Nigeria’s leaders have made a show of responding to the demands of a massive youth-led uprising over police brutality that recently brought the country to a standstill and captured global attention.
The government has commissioned panels of inquiry into police brutality, and the president promised to disband the notoriously abusive police unit known as the Special Anti-Robbery Squad, or SARS.
But at the same time, protesters say that the government is conducting a targeted campaign against people associated with the uprising in order to harass, impede and break up the movement — destroying any good faith the government had hoped to build.
“They are persecuting peaceful, and actually quite patriotic young people,” said Chidi Odinkalu, senior manager for Africa at the Open Society Justice Initiative.
Nigeria — Africa’s most populous nation — was turned upside down last month by an uprising that grew into the largest popular resistance the government has faced in years. The demonstrations began as an outcry against the SARS police unit but evolved into a larger protest over bad governance.
The government has adopted a two-pronged strategy to try to put a stop to the uproar. It has tried to persuade people that it is listening to the protesters — commissioning panels of inquiry and announcing that SARS is being disbanded. But it is simultaneously using its power to repress and intimidate activists by throwing many people in jail and harassing others in ways large and small.
One example of the government’s two-faced approach was on display last week in a packed hearing room in Lagos overlooking the ocean, where a panel was supposed to be holding a hearing on police brutality.
Two young activists had been invited to join the panel to represent the protesters. But the youth panellists boycotted the hearing because Nigeria’s Central Bank had just frozen a bank account belonging to one of them, claiming it was linked to terrorists. In recent weeks, at least 20 activists and organizations have had their accounts frozen by the Central Bank.
“How can I be asking as a citizen of my country for better government, for an end to police brutality,” said Bolatito Olorunrinu, one of the youth panellists, a 22-year-old student at Lagos State University, “and my government turns around to tag me a terrorist? It’s saddening.”
Warned of threats to their safety, some high-profile activists with the movement, known by the hashtag #EndSARS, have gone into hiding or left the country.
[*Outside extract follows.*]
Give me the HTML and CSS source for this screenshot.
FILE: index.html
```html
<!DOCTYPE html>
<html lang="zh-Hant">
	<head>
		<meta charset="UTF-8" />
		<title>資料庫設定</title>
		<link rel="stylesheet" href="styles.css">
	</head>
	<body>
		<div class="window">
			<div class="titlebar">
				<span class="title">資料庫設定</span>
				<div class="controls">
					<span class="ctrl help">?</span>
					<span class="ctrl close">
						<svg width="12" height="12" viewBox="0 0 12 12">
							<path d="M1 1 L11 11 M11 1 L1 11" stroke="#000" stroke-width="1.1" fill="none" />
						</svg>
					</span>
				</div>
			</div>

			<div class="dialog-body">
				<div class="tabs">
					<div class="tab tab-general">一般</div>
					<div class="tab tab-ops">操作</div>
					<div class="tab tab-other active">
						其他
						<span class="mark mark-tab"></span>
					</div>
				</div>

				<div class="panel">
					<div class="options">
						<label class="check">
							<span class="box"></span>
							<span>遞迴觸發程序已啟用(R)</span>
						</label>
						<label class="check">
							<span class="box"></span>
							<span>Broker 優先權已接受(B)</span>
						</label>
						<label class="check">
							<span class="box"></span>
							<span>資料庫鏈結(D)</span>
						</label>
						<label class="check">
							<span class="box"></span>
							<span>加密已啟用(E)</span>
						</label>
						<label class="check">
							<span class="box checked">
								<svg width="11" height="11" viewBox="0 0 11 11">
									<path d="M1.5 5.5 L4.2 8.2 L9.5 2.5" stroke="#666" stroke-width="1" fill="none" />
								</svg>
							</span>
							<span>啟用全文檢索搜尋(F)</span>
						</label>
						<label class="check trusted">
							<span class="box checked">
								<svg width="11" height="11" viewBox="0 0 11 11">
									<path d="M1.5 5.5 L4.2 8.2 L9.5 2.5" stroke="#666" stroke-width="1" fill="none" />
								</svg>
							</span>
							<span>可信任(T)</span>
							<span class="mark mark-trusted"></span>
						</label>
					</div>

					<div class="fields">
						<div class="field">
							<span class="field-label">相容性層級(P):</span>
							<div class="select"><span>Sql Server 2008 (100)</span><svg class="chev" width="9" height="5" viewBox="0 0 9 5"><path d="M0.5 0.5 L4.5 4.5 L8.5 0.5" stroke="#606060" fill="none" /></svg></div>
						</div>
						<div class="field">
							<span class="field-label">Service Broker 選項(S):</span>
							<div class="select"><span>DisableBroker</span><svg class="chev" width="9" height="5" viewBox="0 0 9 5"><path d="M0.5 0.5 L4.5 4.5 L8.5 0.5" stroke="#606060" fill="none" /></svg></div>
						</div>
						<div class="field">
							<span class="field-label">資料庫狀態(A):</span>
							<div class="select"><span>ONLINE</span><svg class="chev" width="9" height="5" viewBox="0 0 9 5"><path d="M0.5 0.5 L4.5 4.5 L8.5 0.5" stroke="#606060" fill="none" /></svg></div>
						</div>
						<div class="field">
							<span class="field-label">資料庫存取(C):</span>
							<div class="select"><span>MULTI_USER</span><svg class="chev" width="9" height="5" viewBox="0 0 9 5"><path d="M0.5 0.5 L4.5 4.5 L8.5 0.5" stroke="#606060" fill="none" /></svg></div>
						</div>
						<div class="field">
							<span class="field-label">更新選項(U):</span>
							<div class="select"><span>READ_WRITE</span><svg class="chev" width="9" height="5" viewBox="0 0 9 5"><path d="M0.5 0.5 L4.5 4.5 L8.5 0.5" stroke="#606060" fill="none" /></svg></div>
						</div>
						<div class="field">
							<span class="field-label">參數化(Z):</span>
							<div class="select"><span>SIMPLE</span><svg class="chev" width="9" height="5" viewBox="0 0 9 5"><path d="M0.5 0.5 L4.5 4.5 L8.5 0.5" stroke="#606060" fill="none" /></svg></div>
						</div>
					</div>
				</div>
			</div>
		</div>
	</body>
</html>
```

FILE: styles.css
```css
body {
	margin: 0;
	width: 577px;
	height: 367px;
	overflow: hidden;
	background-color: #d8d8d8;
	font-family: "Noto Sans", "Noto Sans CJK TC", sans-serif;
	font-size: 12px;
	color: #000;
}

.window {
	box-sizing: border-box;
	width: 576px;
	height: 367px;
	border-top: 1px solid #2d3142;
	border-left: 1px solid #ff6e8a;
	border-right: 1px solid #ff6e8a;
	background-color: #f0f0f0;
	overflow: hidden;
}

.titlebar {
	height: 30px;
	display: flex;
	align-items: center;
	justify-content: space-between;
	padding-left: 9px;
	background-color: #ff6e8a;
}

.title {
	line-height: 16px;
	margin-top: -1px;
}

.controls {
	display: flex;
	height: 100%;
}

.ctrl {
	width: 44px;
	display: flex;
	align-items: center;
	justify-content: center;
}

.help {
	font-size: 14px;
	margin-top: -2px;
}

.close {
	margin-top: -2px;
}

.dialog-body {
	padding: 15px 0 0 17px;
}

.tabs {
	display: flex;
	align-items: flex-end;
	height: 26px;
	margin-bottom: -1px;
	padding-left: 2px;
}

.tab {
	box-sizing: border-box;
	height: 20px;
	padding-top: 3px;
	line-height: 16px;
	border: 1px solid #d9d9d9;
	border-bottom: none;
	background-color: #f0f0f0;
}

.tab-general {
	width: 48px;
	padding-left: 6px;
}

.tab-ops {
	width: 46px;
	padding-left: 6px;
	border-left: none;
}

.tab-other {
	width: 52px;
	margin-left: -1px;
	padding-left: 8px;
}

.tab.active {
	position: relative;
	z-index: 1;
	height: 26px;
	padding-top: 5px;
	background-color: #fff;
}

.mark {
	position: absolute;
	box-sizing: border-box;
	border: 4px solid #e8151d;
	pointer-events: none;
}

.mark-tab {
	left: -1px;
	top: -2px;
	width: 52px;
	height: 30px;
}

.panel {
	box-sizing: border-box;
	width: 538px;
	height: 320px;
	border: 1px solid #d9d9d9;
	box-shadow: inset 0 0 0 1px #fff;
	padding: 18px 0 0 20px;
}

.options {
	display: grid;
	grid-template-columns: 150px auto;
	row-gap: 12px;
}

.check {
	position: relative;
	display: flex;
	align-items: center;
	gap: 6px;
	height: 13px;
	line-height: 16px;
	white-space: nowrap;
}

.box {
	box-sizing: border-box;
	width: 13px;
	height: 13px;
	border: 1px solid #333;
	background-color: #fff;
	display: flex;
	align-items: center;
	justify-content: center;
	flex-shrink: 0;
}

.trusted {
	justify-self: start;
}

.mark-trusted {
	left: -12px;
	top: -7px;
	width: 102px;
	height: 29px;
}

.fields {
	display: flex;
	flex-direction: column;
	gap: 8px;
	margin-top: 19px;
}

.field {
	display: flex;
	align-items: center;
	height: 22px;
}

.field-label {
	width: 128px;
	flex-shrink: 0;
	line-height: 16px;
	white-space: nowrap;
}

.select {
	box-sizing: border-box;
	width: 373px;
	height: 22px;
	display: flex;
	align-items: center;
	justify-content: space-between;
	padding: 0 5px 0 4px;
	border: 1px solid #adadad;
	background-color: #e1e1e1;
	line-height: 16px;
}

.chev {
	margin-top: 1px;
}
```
There was a public outcry when Modupe Odele, a lawyer helping the protesters, said that her passport was confiscated at the airport. She says was prevented from travelling, but recently was given her passport back.
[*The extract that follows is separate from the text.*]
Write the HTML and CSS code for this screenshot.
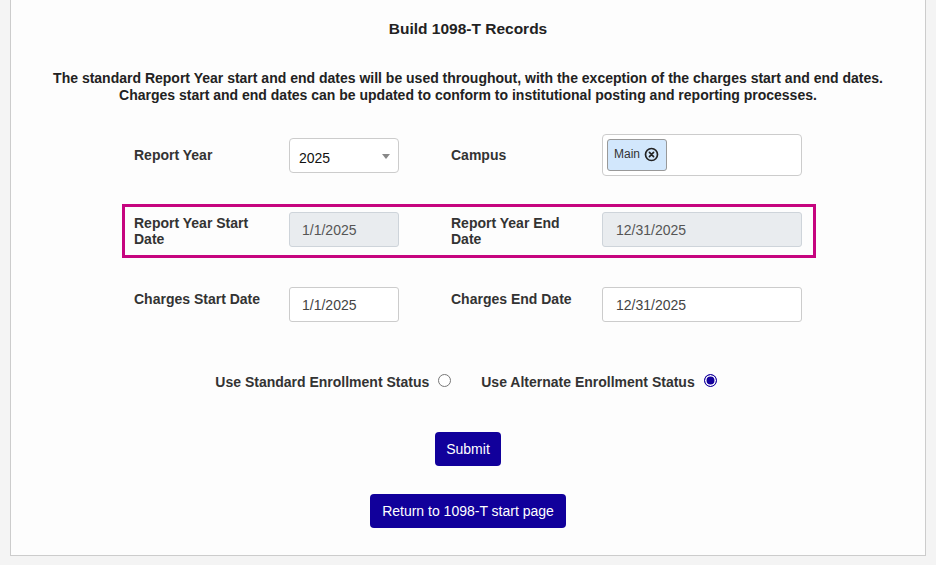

The country’s top police official said earlier this month that his officers had arrested over 1,500 people during and after the protests suspected of taking part in violence.
The government has moved to use its authority to shut down the movement. Lagos, Nigeria’s biggest city, banned demonstrations. Powerful state governors in the country’s north last week called for censorship of social media, which had played a decisive role in mobilizing the marches.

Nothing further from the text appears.